Some First Nation children live in Nunavut where it is very cold. Before residential schools, First Nation children learned from their grandparents, in many different ways. First Nation children were abused and mistreated and had no rights. In 1895, Duncan Campbell Scott, deputy superintendent of the Department of Indian Affairs, issued a warrant for the removal of First Nations children, because they were “not properly cared for at home.” Also, in 1907, Peter Henderson Bryce, an Ontario and federal public servant, documents atrocious conditions and preventable deaths in residential schools and reports back to the Department of Indian Affairs. The Evening Citizen publishes Bryce’s report, on the front page, with the headline “Schools Aid White Plague – Startling Death Tolls Revealed Among Indians – Absolute Inattention To The Bare Necessities of Health.”

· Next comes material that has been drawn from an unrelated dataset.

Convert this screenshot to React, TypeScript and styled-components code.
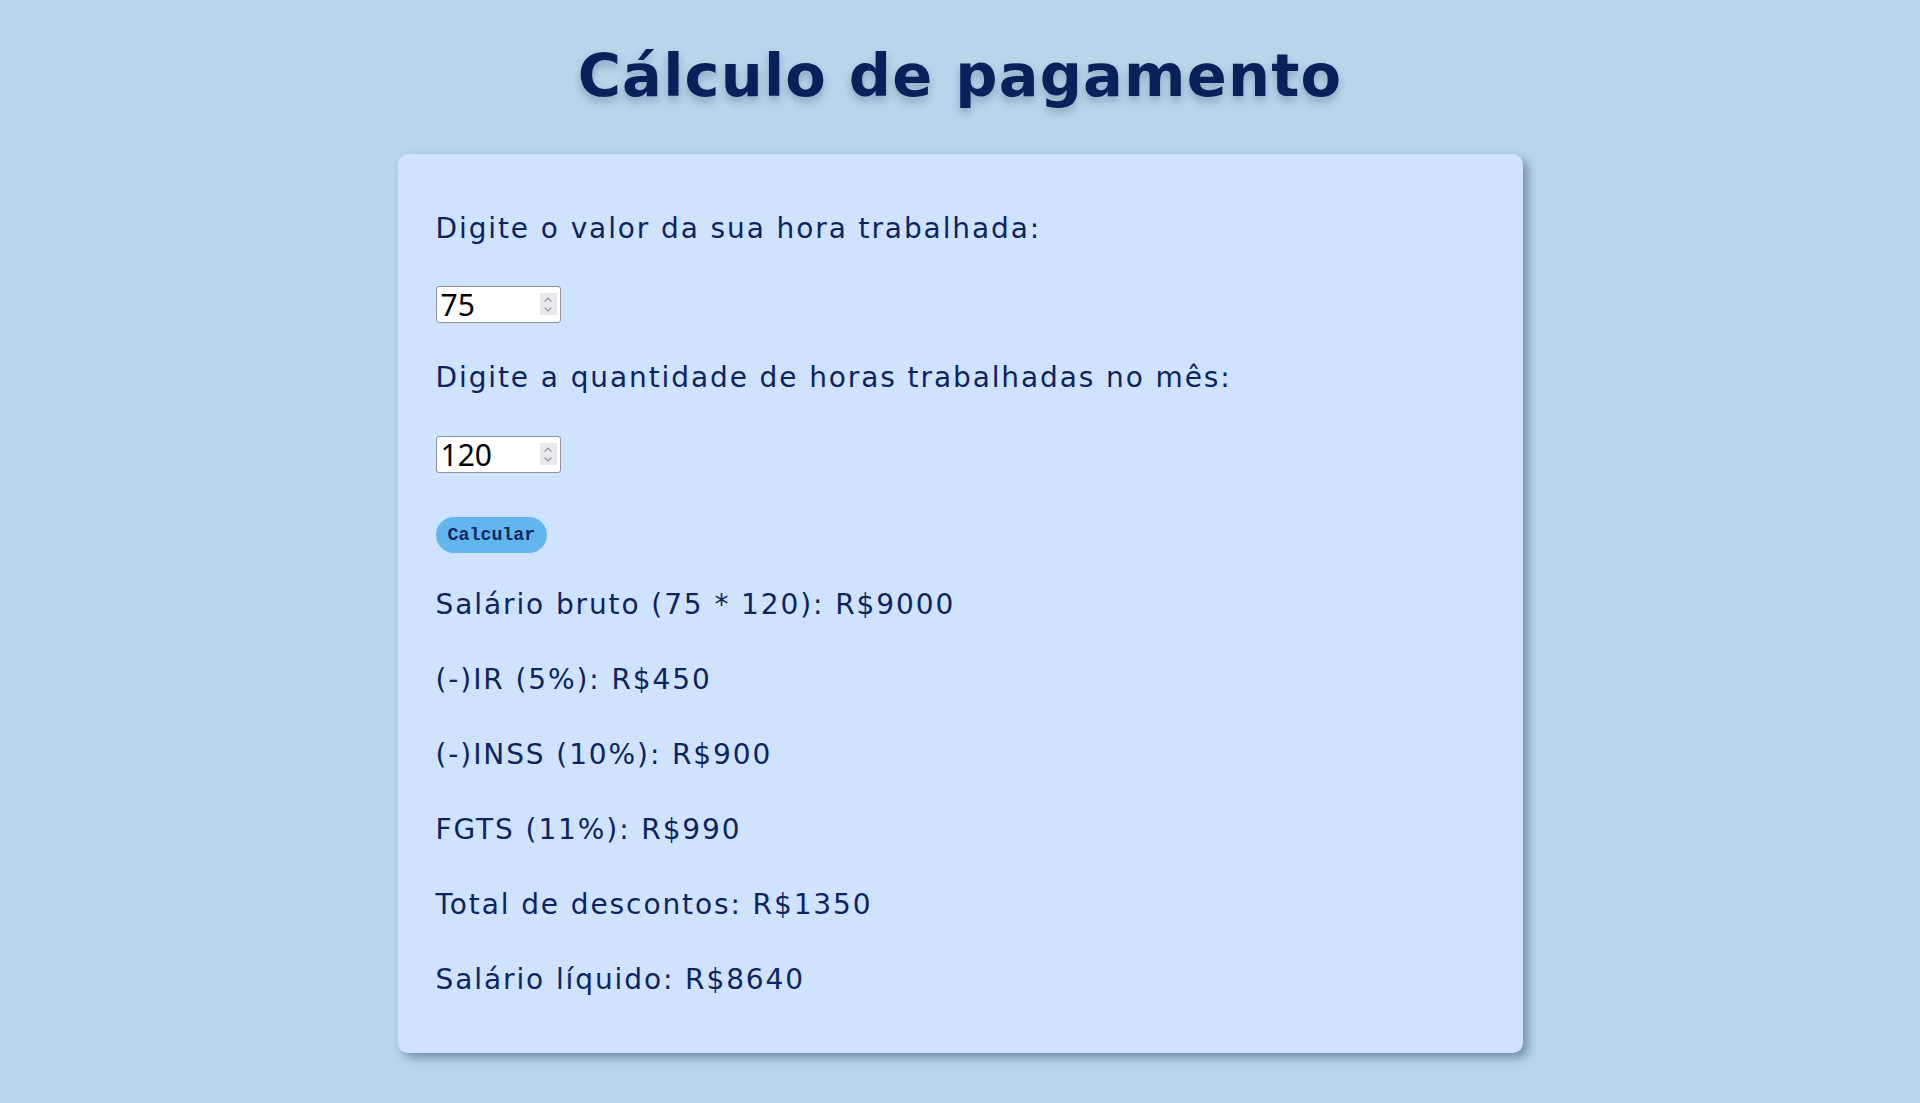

In 1996, The Royal Commission on Aboriginal Peoples, finally, spoke up and noted the dramatic overrepresentation of First Nations, Metis and Inuit children in child welfare services and like Caldwell calls for better prevention and family support services and little was done. In 2007, The First Nations children and Family caring Society of Canada and the Assembly of First Nations filed a complaint, on First Nations child welfare, to the Canadian Human Rights Commission.  Motion NO. 296 passes unanimously, in the House of Commons, in support of Jordan’s Principle, stating “the government should, immediately, adopt a child first principle…. to resolve jurisdictional disputes, involving the care of First Nations children. “In 2012, the child welfare complaint was again referred to the Canadian Human Rights Tribunal, for a full hearing on the merits of the case. The complaint was dismissed, in 2011, on a legal technicality but that decision was overturned by The Federal Court of Appeal. The federal government’s internal documents estimated the shortfall for First Nations child welfare is over $108 million. The Canadian Human Rights Tribunal heard from 25 witnesses, including seven government officials, in over 72 days of hearings. Today, there are so many rights and apologies for the aboriginal peoples. Even now, there are foundations to help aboriginal peoples and that supports them too. Now, First Nations have their rights. The governments want to apologize to all the First Nations children, for residential schools and all the harm done. Now, First Nations have the rights they deserve.